_Raw records_:
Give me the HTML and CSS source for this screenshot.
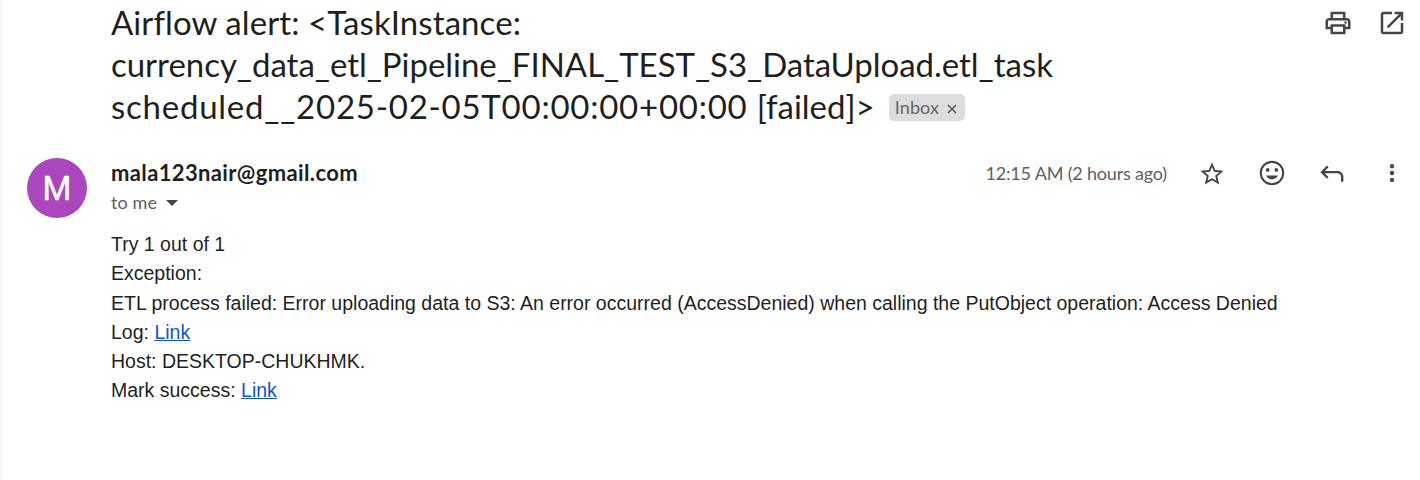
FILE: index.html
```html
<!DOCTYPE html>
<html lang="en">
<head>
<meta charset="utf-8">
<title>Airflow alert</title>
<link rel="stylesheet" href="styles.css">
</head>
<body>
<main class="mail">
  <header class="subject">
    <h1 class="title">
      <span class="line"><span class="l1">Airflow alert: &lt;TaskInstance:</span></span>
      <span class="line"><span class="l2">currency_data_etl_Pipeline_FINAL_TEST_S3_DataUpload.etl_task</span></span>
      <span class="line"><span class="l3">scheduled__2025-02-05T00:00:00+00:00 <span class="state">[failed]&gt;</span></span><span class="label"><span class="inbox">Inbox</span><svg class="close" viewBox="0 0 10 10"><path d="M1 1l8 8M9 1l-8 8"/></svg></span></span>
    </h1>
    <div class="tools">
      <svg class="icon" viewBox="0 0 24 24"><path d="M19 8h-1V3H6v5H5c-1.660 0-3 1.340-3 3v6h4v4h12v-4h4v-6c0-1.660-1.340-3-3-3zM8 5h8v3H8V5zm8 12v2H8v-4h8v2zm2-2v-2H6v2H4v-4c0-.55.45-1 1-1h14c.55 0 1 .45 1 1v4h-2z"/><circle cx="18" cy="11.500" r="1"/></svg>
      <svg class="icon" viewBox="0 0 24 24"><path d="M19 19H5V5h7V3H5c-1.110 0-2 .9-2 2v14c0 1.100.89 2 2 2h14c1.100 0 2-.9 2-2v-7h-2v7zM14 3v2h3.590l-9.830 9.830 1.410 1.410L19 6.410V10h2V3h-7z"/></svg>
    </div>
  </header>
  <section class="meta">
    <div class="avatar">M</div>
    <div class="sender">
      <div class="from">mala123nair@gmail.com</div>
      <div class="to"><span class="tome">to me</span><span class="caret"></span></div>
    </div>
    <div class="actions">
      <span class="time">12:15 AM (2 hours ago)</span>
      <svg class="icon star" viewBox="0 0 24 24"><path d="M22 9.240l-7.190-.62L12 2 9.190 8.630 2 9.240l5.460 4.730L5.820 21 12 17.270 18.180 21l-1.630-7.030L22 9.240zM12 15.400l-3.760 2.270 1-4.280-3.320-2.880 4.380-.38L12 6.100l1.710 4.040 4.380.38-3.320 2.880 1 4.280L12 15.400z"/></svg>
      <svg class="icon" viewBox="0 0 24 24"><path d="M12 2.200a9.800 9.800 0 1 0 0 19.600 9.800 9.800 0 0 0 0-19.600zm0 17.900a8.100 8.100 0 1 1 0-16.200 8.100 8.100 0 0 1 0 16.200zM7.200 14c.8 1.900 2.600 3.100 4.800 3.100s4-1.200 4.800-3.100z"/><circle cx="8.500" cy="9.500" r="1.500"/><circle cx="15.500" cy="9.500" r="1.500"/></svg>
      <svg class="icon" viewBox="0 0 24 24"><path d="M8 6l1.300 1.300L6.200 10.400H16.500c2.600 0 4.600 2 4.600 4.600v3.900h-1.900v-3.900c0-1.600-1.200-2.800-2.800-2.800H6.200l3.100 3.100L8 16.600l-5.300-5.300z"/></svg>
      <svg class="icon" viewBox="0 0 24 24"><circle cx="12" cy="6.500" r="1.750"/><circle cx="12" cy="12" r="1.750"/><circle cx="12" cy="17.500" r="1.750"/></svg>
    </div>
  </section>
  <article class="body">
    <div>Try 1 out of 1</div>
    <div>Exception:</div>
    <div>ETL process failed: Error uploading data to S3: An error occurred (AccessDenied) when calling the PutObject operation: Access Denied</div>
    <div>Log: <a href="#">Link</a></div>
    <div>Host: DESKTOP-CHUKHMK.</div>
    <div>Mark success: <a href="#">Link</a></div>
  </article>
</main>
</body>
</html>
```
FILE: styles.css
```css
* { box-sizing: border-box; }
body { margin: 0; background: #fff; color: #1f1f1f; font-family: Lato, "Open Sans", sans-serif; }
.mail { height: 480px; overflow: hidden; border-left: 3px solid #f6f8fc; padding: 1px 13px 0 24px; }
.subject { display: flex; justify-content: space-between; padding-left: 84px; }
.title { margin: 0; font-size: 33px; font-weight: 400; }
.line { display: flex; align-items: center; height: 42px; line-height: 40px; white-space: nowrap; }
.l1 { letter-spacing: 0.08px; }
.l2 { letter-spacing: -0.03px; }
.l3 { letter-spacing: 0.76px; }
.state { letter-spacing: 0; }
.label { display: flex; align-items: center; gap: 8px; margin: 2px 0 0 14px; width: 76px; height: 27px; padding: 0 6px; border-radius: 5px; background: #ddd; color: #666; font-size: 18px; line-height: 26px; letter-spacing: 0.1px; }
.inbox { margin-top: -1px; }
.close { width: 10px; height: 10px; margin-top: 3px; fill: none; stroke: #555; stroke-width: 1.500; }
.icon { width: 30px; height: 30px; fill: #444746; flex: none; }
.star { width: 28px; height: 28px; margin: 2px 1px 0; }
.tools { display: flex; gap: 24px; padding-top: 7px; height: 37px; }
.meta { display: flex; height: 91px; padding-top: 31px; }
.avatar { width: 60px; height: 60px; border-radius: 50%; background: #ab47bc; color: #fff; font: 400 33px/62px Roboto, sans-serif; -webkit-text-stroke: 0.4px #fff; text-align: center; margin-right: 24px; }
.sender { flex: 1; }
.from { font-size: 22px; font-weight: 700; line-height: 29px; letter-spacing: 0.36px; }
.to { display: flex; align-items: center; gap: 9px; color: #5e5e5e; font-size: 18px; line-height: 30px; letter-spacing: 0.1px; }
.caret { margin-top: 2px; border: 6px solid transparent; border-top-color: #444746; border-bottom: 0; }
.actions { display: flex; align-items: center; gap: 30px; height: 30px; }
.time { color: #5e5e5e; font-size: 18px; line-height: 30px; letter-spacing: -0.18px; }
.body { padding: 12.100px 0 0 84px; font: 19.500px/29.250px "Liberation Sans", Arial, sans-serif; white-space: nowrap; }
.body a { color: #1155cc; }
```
* * *
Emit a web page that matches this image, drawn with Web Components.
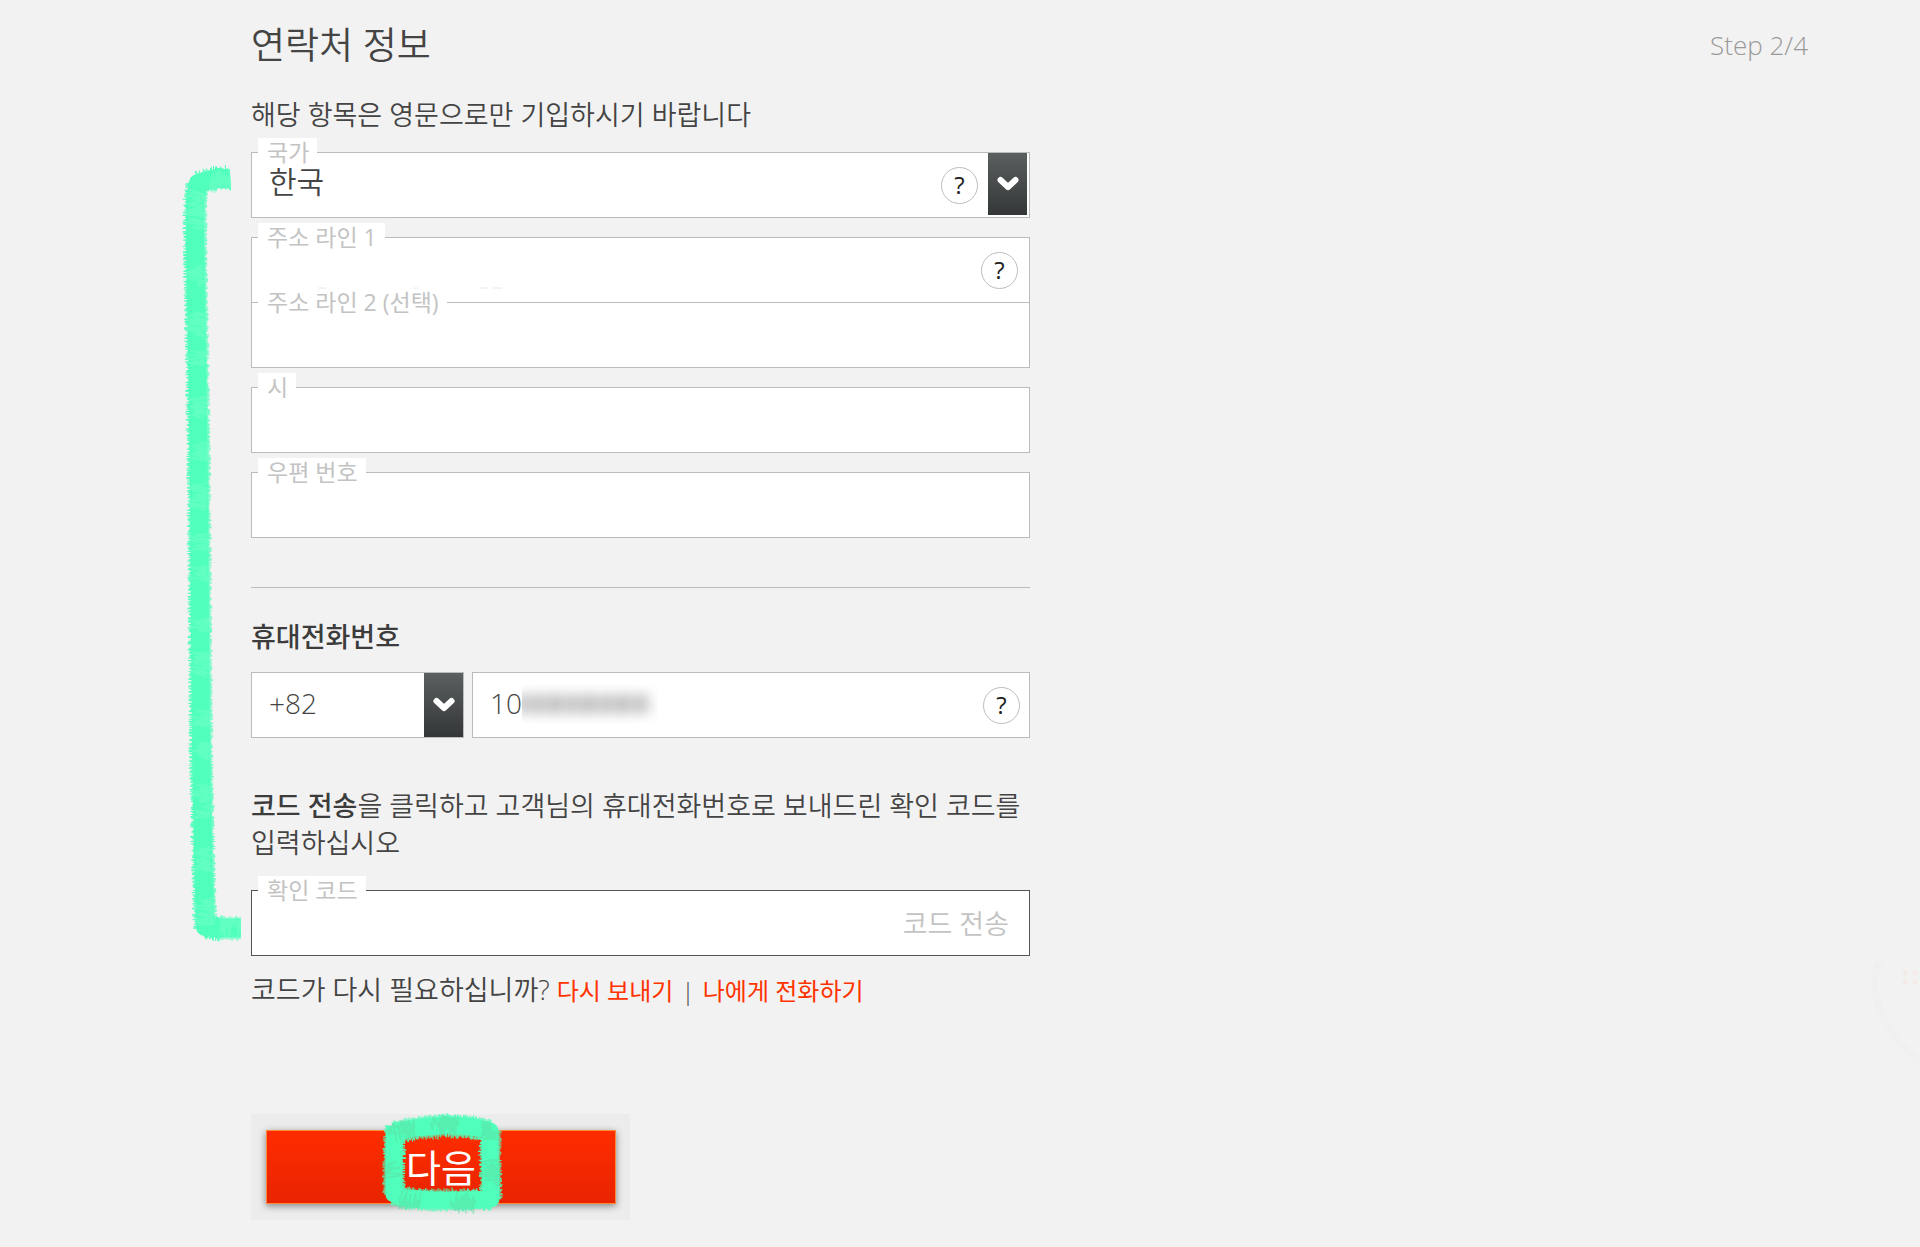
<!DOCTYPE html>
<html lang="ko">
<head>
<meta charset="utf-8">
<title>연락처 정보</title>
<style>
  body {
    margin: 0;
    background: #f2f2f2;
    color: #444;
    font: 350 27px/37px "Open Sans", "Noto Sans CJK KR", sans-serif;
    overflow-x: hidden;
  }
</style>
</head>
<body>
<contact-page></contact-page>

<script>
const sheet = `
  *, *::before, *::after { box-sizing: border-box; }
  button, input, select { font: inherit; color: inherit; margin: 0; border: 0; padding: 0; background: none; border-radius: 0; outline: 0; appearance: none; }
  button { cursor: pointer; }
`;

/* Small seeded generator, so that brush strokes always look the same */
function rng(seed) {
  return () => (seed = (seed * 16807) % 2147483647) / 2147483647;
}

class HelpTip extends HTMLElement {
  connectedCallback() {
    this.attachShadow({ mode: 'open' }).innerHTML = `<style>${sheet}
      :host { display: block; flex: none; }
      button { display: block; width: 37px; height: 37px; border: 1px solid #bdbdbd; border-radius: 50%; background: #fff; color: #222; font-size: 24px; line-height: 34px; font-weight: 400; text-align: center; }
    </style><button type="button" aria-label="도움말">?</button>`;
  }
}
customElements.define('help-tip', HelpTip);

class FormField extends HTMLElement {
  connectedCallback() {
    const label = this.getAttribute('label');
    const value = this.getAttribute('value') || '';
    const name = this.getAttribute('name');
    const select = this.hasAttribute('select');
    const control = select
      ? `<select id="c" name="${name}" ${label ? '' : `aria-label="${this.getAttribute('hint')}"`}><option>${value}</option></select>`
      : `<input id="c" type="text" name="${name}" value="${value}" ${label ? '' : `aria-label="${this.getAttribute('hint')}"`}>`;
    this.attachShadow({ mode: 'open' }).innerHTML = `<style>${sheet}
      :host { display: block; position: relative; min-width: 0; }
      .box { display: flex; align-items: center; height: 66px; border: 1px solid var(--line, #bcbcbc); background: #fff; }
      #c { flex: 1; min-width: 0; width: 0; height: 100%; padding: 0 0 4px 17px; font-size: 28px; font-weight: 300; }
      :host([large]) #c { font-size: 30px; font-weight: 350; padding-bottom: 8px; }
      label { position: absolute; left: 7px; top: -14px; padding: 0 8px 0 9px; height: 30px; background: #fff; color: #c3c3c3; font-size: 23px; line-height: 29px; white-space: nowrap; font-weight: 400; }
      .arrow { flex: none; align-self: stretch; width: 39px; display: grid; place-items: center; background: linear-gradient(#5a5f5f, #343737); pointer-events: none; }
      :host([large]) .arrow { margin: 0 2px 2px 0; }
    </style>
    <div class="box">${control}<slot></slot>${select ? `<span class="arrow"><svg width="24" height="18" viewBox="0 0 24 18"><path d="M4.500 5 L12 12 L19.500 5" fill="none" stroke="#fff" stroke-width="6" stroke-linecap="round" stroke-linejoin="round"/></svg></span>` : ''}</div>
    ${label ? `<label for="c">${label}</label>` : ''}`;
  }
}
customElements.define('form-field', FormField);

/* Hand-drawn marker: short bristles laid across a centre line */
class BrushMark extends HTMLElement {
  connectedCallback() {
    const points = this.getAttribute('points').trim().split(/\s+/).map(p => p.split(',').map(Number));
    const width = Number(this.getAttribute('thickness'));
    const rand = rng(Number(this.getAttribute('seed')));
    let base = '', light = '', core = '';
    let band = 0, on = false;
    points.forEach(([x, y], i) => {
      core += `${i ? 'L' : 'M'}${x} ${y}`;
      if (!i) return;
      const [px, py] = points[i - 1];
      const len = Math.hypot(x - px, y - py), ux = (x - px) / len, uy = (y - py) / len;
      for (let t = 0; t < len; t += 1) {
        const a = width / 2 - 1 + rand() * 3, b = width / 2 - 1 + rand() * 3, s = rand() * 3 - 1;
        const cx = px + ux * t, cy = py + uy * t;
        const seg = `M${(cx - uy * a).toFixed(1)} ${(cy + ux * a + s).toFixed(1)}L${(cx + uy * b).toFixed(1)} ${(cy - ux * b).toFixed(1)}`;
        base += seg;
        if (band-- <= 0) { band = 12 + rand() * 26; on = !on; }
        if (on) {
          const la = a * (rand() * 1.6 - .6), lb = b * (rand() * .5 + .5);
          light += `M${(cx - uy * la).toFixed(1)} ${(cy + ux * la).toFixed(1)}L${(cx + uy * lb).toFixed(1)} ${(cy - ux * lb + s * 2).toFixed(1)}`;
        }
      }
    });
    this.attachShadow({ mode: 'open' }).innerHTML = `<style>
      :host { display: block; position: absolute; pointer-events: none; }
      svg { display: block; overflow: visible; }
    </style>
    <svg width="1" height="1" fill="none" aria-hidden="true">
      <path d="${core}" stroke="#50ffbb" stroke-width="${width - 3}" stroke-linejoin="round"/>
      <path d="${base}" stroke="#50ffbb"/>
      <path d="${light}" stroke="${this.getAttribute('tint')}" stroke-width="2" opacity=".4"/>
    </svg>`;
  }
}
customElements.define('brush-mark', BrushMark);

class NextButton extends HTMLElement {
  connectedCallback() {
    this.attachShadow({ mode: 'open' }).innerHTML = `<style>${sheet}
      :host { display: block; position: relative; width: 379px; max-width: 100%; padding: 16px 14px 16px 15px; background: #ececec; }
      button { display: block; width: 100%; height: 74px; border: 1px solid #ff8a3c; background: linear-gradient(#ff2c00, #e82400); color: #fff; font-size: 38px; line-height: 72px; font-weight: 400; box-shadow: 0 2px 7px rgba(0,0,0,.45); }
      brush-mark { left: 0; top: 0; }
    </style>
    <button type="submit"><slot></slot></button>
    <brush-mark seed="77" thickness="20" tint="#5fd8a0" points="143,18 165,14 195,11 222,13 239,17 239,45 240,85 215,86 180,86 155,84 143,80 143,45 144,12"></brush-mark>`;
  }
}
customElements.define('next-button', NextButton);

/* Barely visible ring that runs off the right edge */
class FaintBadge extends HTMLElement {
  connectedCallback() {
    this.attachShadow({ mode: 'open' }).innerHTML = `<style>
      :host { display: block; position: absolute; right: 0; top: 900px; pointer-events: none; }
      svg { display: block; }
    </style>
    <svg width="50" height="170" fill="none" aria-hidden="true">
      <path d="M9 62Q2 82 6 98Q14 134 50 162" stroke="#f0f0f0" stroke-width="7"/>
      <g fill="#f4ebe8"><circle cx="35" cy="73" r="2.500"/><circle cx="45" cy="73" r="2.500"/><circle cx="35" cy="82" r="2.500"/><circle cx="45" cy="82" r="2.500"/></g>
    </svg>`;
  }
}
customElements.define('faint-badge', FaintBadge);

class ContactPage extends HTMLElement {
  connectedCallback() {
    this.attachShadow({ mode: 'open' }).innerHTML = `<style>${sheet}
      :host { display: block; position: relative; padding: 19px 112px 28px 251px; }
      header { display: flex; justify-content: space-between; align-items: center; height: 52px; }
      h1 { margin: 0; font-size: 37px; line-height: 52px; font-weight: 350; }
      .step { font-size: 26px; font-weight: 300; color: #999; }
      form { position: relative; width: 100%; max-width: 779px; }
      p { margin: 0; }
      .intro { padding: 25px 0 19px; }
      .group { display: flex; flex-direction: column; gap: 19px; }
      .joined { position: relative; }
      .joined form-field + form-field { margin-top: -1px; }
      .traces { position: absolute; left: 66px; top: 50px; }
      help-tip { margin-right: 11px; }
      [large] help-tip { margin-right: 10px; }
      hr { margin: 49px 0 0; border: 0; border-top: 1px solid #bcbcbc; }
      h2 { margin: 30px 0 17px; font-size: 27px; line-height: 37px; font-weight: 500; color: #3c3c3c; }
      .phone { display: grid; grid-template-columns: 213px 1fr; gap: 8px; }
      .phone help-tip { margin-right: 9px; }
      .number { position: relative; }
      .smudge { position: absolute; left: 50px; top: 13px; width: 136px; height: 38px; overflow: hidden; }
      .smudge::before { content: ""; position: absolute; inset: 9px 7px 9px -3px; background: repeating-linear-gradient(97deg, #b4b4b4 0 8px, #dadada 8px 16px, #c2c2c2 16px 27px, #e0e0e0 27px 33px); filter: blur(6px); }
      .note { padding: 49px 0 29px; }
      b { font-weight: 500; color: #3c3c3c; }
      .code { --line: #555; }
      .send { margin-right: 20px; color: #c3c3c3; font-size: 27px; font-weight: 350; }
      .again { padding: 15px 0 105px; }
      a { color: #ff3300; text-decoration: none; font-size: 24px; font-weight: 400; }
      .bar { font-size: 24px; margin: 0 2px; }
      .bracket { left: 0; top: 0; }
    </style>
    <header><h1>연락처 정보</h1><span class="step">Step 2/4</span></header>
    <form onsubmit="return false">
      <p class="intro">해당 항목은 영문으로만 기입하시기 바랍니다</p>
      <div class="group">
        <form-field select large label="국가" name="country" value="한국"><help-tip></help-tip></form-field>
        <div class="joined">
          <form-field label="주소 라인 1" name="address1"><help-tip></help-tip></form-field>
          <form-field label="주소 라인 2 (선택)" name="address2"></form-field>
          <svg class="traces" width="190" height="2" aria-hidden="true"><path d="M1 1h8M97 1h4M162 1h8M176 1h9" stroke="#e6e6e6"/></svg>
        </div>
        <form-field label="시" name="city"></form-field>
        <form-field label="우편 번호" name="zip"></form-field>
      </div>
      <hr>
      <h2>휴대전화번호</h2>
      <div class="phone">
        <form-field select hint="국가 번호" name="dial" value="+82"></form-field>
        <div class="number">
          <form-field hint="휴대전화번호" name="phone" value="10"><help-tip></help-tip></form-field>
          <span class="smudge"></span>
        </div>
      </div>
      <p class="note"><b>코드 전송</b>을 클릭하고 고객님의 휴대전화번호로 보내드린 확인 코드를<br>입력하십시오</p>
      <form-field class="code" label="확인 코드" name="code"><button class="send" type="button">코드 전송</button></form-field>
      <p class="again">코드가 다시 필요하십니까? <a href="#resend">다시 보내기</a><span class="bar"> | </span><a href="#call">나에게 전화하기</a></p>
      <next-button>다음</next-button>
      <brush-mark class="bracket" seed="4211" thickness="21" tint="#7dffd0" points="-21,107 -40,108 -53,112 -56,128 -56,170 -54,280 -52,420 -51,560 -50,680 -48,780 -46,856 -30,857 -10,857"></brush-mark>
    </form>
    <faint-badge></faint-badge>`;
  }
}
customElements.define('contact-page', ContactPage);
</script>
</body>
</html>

_Given request_: Repeat, word for word, the lines of the material above from the one holding "Emit a web page" through the one holding "<contact-page></contact-page>". Leave out pictures.

_Written solution_:
Emit a web page that matches this image, drawn with Web Components.
<!DOCTYPE html>
<html lang="ko">
<head>
<meta charset="utf-8">
<title>연락처 정보</title>
<style>
  body {
    margin: 0;
    background: #f2f2f2;
    color: #444;
    font: 350 27px/37px "Open Sans", "Noto Sans CJK KR", sans-serif;
    overflow-x: hidden;
  }
</style>
</head>
<body>
<contact-page></contact-page>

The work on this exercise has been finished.